INFORMATION SHOWN
%%

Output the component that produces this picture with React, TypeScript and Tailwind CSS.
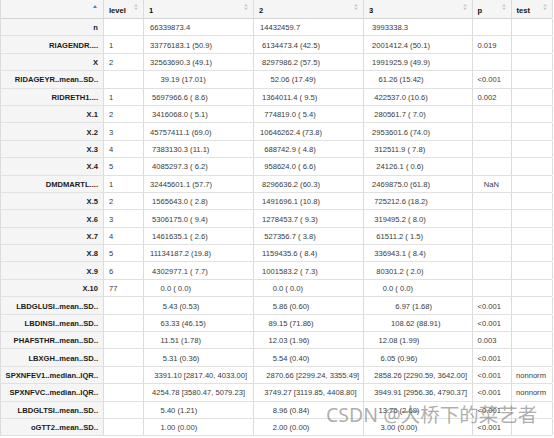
import React from "react";

// fixed-width strings from tableone keep their leading blanks
const sp = (n: number) => " ".repeat(n);

type Row = [string, string, string, string, string, string, string];

const rows: Row[] = [
  ["n", "", "66339873.4", "14432459.7", sp(1) + "3993338.3", "", ""],
  ["RIAGENDR....", "1", "33776183.1 (50.9)", sp(1) + "6134473.4 (42.5)", sp(1) + "2001412.4 (50.1)", "0.019", ""],
  ["X", "2", "32563690.3 (49.1)", sp(1) + "8297986.2 (57.5)", sp(1) + "1991925.9 (49.9)", "", ""],
  ["RIDAGEYR..mean..SD..", "", sp(5) + "39.19 (17.01)", sp(5) + "52.06 (17.49)", sp(4) + "61.26 (15.42)", "<0.001", ""],
  ["RIDRETH1....", "1", sp(1) + "5697966.6 ( 8.6)", sp(1) + "1364011.4 ( 9.5)", sp(2) + "422537.0 (10.6)", "0.002", ""],
  ["X.1", "2", sp(1) + "3416068.0 ( 5.1)", sp(2) + "774819.0 ( 5.4)", sp(2) + "280561.7 ( 7.0)", "", ""],
  ["X.2", "3", "45757411.1 (69.0)", "10646262.4 (73.8)", sp(1) + "2953601.6 (74.0)", "", ""],
  ["X.3", "4", sp(1) + "7383130.3 (11.1)", sp(2) + "688742.9 ( 4.8)", sp(2) + "312511.9 ( 7.8)", "", ""],
  ["X.4", "5", sp(1) + "4085297.3 ( 6.2)", sp(2) + "958624.0 ( 6.6)", sp(3) + "24126.1 ( 0.6)", "", ""],
  ["DMDMARTL....", "1", "32445601.1 (57.7)", sp(1) + "8296636.2 (60.3)", sp(1) + "2469875.0 (61.8)", sp(3) + "NaN", ""],
  ["X.5", "2", sp(1) + "1565643.0 ( 2.8)", sp(1) + "1491696.1 (10.8)", sp(2) + "725212.6 (18.2)", "", ""],
  ["X.6", "3", sp(1) + "5306175.0 ( 9.4)", sp(1) + "1278453.7 ( 9.3)", sp(2) + "319495.2 ( 8.0)", "", ""],
  ["X.7", "4", sp(1) + "1461635.1 ( 2.6)", sp(2) + "527356.7 ( 3.8)", sp(3) + "61511.2 ( 1.5)", "", ""],
  ["X.8", "5", "11134187.2 (19.8)", sp(1) + "1159435.6 ( 8.4)", sp(2) + "336943.1 ( 8.4)", "", ""],
  ["X.9", "6", sp(1) + "4302977.1 ( 7.7)", sp(1) + "1001583.2 ( 7.3)", sp(3) + "80301.2 ( 2.0)", "", ""],
  ["X.10", "77", sp(5) + "0.0 ( 0.0)", sp(6) + "0.0 ( 0.0)", sp(6) + "0.0 ( 0.0)", "", ""],
  ["LBDGLUSI..mean..SD..", "", sp(6) + "5.43 (0.53)", sp(6) + "5.86 (0.60)", sp(12) + "6.97 (1.68)", "<0.001", ""],
  ["LBDINSI..mean..SD..", "", sp(5) + "63.33 (46.15)", sp(4) + "89.15 (71.86)", sp(10) + "108.62 (88.91)", "<0.001", ""],
  ["PHAFSTHR..mean..SD..", "", sp(5) + "11.51 (1.78)", sp(4) + "12.03 (1.96)", sp(4) + "12.08 (1.99)", "0.003", ""],
  ["LBXGH..mean..SD..", "", sp(6) + "5.31 (0.36)", sp(6) + "5.54 (0.40)", sp(5) + "6.05 (0.96)", "<0.001", ""],
  ["SPXNFEV1..median..IQR..", "", sp(2) + "3391.10 [2817.40, 4033.00]", sp(3) + "2870.66 [2299.24, 3355.49]", sp(2) + "2858.26 [2290.59, 3642.00]", "<0.001", "nonnorm"],
  ["SPXNFVC..median..IQR..", "", sp(1) + "4254.78 [3580.47, 5079.23]", sp(2) + "3749.27 [3119.85, 4408.80]", sp(2) + "3949.91 [2956.36, 4790.37]", "<0.001", "nonnorm"],
  ["LBDGLTSI..mean..SD..", "", sp(5) + "5.40 (1.21)", sp(6) + "8.96 (0.84)", sp(4) + "13.76 (2.69)", "<0.001", ""],
  ["oGTT2..mean..SD..", "", sp(5) + "1.00 (0.00)", sp(6) + "2.00 (0.00)", sp(5) + "3.00 (0.00)", "<0.001", ""],
];

const widths = ["w-[103px]", "w-[40px]", "w-[110px]", "w-[110px]", "w-[108.5px]", "w-[39px]", "w-[41px]"];
const headers = ["", "level", "1", "2", "3", "p", "test"];

function SortIcon() {
  return (
    <svg className="absolute right-[5px] top-[4px]" width="4" height="6" viewBox="0 0 4 6" aria-hidden="true">
      <path d="M0 2.3L2 0L4 2.3Z" fill="#c9c9c9" />
      <path d="M0 3.7L2 6L4 3.7Z" fill="#c9c9c9" />
    </svg>
  );
}

function AscIcon() {
  return (
    <svg className="absolute right-[6px] top-[4.5px]" width="4" height="3" viewBox="0 0 4 3" aria-hidden="true">
      <path d="M0 3L2 0L4 3Z" fill="#3a86c8" />
    </svg>
  );
}

export default function App() {
  return (
    <div className="relative h-[438px] w-[554px] overflow-hidden bg-white font-['Liberation_Sans',Arial,sans-serif] text-[7.6px]">
      <div className="w-[551.5px] border-l border-[#dcdcdc]">
        {/* Header */}
        <div className="flex h-[19px] border-b border-[#d4d4d4] bg-[#f5f5f5]">
          {headers.map((h, i) => (
            <div
              key={i}
              className={`relative flex shrink-0 items-center border-r border-[#dcdcdc] px-[5px] pt-[3.5px] font-bold text-[#111] ${widths[i]}`}
            >
              {h}
              {i === 0 ? <AscIcon /> : <SortIcon />}
            </div>
          ))}
        </div>

        {/* Body */}
        {rows.map((r, ri) => (
          <div key={ri} className="flex h-[17.4px] border-b border-[#e1e1e1]">
            <div className="flex w-[103px] shrink-0 items-center justify-end border-r border-[#dcdcdc] bg-[#f5f5f5] px-[5px] pt-[1.5px] font-bold text-[#1a1a1a] whitespace-nowrap">
              {r[0]}
            </div>
            <div className="flex w-[40px] shrink-0 items-center border-r border-[#dcdcdc] px-[5px] pt-[1.5px] text-[#3a3a3a]">
              {r[1]}
            </div>
            {[2, 3, 4].map((c) => (
              <div
                key={c}
                className={`flex shrink-0 items-center border-r border-[#dcdcdc] pl-[6px] pt-[1.5px] text-[#3a3a3a] whitespace-pre ${widths[c]}`}
              >
                {r[c]}
              </div>
            ))}
            <div className="flex w-[39px] shrink-0 items-center border-r border-[#dcdcdc] pl-[5px] pt-[1.5px] text-[#3a3a3a] whitespace-pre">
              {r[5]}
            </div>
            <div className="flex w-[41px] shrink-0 items-center border-r border-[#dcdcdc] pl-[4.5px] pt-[1.5px] text-[#3a3a3a] whitespace-pre">
              {r[6]}
            </div>
          </div>
        ))}
      </div>

      {/* CSDN watermark */}
      <div className="pointer-events-none absolute left-[326px] top-[405px] whitespace-nowrap font-['Noto_Sans','Noto_Sans_CJK_SC',sans-serif] text-[19.5px] leading-none text-[rgba(120,120,120,0.6)]">
        CSDN @大桥下的菜艺者
      </div>
    </div>
  );
}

%%

GIVEN EXERCISE
Leave out the pictures and repeat the lines from the start of the material through the line with "string, string, string];", inclusive.

WRITTEN ANSWER
Output the component that produces this picture with React, TypeScript and Tailwind CSS.
import React from "react";

// fixed-width strings from tableone keep their leading blanks
const sp = (n: number) => " ".repeat(n);

type Row = [string, string, string, string, string, string, string];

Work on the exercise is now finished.